I was just driving to SFO. AI billboards everywhere. AI this, ai that, vomit inducing .com effect across the county. Inside the airport — massive flashing displays about the same shit.
This is my favourite topic 
Short answer: parts matter, but architecture matters more.
Reliability design starts with accepting that failure is inevitable. The question is where, how often, and what happens next.
Hardware:
Most components follow a bathtub curve. Early failures are manufacturing defects. The long flat middle is normal operation. End-of-life failures are wear-out. My policy of only buying used hardware and especially hard drives stems from the desire to stay as far away from the left edge as possible.
Capacitors, fans, HDDs, connectors, and PSUs dominate the tail. Semiconductors rarely die on their own if kept within specs.
Server parts are typically better binned and validated — tighter voltage and thermal margins, longer burn-in, lower allowed defect rates. That reduces early failures and variance. It does not change wear-out physics or make failure go away.
Software:
Most outages are software-induced. Updates, config drift, state corruption, operator error. I don’t update software unless I have to. On topic — TrueNAS Core is thankfully dead, so I can continue using it without being bothered by “updates”. The failures are known and documented. Workarounds are in place. It works.
Software doesn’t wear out, but complexity accumulates. Reliability comes from minimizing moving parts and state.
Resilience:
Assume things will fail.
Design should be focused on making those inevitable failures boring, localized, and recoverable.
Fail fast. Detect early. Avoid undefined states.
Redundancy:
Redundancy only helps if failures are independent.
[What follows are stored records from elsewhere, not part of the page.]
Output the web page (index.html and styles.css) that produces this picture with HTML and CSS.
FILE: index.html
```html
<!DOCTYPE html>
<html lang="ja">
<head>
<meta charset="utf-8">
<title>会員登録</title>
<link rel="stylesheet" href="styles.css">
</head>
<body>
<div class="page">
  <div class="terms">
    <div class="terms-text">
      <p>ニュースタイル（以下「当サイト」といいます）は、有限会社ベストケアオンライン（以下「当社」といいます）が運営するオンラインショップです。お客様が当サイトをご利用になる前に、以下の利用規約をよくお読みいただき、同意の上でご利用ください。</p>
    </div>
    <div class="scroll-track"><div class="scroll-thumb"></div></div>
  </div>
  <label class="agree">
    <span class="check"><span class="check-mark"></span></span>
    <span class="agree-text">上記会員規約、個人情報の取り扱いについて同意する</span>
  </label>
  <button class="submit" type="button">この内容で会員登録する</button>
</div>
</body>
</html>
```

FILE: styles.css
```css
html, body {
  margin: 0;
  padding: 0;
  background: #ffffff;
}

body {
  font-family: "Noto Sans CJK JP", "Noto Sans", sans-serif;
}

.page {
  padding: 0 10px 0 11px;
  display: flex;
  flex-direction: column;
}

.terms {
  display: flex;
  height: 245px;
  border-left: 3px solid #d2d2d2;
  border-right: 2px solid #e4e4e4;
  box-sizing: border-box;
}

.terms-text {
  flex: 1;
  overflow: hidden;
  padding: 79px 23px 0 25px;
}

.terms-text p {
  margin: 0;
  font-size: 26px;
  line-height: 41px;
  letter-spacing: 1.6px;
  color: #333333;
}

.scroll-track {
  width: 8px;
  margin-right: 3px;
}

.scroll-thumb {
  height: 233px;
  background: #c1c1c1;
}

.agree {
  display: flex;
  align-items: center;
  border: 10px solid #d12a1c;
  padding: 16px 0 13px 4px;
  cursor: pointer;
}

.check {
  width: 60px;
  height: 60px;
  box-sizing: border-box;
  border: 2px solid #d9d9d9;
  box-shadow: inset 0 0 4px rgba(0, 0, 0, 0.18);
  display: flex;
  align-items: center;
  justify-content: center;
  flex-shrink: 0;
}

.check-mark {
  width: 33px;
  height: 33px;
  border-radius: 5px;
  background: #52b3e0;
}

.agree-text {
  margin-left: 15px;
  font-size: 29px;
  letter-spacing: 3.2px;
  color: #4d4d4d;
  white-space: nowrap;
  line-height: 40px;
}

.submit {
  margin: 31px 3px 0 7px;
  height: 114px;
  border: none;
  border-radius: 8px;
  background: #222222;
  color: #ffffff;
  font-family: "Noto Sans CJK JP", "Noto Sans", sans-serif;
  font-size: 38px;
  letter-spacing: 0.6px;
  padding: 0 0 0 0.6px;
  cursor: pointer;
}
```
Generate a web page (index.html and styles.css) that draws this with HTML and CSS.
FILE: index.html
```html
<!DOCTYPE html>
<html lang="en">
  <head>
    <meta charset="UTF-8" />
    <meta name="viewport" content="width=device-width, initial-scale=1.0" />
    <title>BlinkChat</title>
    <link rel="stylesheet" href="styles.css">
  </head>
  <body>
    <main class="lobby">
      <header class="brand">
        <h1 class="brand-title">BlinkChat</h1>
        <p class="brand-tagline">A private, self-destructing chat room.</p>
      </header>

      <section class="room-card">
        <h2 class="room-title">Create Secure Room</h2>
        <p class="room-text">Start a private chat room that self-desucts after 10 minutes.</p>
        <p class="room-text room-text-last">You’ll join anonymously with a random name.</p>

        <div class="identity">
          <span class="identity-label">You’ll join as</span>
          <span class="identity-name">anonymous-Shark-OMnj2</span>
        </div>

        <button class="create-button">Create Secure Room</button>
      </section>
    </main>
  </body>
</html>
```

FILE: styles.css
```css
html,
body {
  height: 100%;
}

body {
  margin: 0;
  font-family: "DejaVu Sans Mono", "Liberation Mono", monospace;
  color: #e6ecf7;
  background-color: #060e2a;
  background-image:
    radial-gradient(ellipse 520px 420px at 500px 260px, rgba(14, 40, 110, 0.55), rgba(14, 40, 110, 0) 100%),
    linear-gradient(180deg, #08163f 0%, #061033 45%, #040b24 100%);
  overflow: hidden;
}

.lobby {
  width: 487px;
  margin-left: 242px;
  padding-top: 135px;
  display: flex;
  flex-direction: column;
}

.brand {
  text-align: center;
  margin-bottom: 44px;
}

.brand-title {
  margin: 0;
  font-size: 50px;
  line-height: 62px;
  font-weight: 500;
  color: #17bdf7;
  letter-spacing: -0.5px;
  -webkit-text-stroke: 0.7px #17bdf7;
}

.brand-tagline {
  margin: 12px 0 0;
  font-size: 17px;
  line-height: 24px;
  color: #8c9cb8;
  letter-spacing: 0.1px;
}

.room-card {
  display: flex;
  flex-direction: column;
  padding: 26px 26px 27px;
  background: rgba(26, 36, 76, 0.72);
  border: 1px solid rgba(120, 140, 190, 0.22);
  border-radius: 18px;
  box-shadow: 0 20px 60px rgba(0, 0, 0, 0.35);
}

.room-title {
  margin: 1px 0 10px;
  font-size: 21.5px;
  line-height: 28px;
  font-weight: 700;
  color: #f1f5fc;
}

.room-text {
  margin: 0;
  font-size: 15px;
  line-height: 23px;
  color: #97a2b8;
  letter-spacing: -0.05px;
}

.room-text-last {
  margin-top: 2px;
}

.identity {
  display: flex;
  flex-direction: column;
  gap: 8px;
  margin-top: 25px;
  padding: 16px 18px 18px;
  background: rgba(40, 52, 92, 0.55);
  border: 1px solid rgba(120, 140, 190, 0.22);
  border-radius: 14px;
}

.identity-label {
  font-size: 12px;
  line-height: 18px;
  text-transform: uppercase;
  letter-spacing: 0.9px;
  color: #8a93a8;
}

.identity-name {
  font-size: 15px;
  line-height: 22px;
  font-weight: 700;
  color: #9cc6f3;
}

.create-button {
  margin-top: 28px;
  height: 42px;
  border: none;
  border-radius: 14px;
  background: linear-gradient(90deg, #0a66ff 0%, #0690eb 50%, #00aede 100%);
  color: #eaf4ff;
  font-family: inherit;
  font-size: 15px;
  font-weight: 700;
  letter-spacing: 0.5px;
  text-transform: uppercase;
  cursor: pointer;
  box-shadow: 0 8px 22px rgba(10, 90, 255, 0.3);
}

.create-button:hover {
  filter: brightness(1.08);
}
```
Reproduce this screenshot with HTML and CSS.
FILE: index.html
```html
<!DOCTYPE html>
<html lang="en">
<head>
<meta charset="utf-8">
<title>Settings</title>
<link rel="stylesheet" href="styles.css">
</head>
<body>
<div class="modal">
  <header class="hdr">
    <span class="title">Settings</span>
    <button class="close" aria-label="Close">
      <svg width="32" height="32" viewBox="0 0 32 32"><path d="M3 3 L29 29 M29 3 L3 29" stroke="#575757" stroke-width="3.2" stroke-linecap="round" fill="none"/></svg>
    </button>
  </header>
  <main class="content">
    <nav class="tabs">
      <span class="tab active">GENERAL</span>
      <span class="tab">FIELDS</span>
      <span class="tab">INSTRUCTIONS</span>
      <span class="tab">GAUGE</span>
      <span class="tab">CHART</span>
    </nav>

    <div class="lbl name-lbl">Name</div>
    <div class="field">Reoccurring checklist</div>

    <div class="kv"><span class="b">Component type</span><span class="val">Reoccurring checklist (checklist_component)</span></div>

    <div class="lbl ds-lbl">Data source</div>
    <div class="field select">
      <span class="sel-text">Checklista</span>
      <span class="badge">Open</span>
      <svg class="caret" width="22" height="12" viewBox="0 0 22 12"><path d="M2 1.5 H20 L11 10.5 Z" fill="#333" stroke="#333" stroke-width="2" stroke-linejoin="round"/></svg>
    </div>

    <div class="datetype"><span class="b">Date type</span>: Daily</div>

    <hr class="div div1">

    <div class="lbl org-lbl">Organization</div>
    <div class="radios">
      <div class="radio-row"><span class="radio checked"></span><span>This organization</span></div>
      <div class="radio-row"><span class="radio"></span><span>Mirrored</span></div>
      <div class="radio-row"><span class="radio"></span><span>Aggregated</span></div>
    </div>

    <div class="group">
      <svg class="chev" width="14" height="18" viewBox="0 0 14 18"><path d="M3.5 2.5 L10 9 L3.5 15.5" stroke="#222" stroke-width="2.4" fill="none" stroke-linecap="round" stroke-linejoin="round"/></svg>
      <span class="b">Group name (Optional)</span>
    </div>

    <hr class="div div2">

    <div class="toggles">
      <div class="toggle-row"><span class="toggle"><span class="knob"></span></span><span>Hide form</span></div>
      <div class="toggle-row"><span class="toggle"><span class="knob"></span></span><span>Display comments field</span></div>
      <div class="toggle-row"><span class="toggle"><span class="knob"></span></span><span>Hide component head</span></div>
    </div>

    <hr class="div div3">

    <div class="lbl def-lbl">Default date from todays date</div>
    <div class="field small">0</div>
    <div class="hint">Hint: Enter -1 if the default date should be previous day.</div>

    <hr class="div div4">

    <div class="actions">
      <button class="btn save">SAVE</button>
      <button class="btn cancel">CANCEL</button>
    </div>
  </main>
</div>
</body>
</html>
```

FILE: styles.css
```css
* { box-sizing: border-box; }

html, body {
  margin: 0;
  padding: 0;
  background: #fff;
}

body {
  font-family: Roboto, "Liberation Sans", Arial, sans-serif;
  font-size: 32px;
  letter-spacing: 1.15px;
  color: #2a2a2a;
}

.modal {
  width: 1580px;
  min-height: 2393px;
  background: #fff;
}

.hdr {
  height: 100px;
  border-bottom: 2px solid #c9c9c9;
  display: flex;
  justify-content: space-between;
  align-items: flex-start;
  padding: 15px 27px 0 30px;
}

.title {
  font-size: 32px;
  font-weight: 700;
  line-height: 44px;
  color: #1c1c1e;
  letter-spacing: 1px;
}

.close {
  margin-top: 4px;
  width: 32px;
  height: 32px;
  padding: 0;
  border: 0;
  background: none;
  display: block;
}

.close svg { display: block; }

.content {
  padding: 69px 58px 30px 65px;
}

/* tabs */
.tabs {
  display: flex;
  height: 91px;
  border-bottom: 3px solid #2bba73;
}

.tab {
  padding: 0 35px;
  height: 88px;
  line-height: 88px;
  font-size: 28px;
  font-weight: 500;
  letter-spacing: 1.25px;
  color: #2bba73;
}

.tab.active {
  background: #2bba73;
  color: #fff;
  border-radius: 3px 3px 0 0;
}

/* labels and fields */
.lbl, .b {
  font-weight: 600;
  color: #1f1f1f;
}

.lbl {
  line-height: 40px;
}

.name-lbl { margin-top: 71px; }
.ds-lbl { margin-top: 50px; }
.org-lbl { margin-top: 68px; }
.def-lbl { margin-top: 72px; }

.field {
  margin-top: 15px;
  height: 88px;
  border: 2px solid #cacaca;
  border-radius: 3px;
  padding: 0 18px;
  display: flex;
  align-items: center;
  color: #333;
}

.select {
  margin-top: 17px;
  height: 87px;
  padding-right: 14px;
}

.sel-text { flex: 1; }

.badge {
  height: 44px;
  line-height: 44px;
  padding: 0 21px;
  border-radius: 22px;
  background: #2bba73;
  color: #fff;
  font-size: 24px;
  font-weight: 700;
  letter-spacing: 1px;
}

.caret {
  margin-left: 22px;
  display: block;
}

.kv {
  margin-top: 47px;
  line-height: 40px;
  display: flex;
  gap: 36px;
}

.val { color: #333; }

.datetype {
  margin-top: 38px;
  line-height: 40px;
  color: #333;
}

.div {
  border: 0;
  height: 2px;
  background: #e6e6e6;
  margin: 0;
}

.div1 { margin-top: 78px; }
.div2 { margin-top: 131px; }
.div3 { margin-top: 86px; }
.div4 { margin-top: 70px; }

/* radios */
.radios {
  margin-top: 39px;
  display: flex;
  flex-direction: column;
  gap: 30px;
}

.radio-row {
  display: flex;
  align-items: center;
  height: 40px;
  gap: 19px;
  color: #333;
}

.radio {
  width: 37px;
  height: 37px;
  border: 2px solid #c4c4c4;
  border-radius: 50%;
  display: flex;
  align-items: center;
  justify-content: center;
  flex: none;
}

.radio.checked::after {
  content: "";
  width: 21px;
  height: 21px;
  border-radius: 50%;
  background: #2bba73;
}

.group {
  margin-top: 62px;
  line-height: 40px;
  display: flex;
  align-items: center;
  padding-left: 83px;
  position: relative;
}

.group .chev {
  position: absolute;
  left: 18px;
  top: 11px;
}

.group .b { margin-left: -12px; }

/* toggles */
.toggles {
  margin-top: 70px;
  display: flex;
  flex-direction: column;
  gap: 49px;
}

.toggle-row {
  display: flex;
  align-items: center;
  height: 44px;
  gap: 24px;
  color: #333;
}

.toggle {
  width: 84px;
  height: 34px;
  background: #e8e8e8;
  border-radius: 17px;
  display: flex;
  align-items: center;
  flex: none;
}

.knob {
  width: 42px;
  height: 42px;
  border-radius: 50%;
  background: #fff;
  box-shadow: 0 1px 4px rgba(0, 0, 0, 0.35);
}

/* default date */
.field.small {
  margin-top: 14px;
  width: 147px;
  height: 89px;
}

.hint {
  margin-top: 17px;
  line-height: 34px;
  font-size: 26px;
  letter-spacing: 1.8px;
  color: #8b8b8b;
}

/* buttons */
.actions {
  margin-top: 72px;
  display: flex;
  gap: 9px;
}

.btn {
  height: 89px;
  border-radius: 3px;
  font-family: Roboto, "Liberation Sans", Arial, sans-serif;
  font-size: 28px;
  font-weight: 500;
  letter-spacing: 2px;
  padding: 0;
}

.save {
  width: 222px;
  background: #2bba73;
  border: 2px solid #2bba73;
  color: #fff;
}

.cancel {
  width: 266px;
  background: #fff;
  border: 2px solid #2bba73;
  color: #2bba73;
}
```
That’s why I find RAIDZ3 outrageously stupid. If that many disks fail at once, you’re no longer dealing with uncorrelated failures. You’re dealing with a shared cause, and therefore piling on parity past RAIDZ1 mostly buys feel-good math, not actual reliability.
Recovery:
This is where systems actually become reliable.
Rebuilds you can repeat without thinking.
State kept to a minimum, ideally nowhere important.
Backups that have actually been restored at least once.
That’s also why I like TrueNAS. The boot drive does not matter. The entire system config lives in a single SQLite DB. Reinstall (remotely, via IPMI disk mounting feature), restore config, done.
The goal isn’t heroic uptime — instead you want a systems that degrade predictably and return to service without human creativity.
That’s very “boring”. And also satisfying.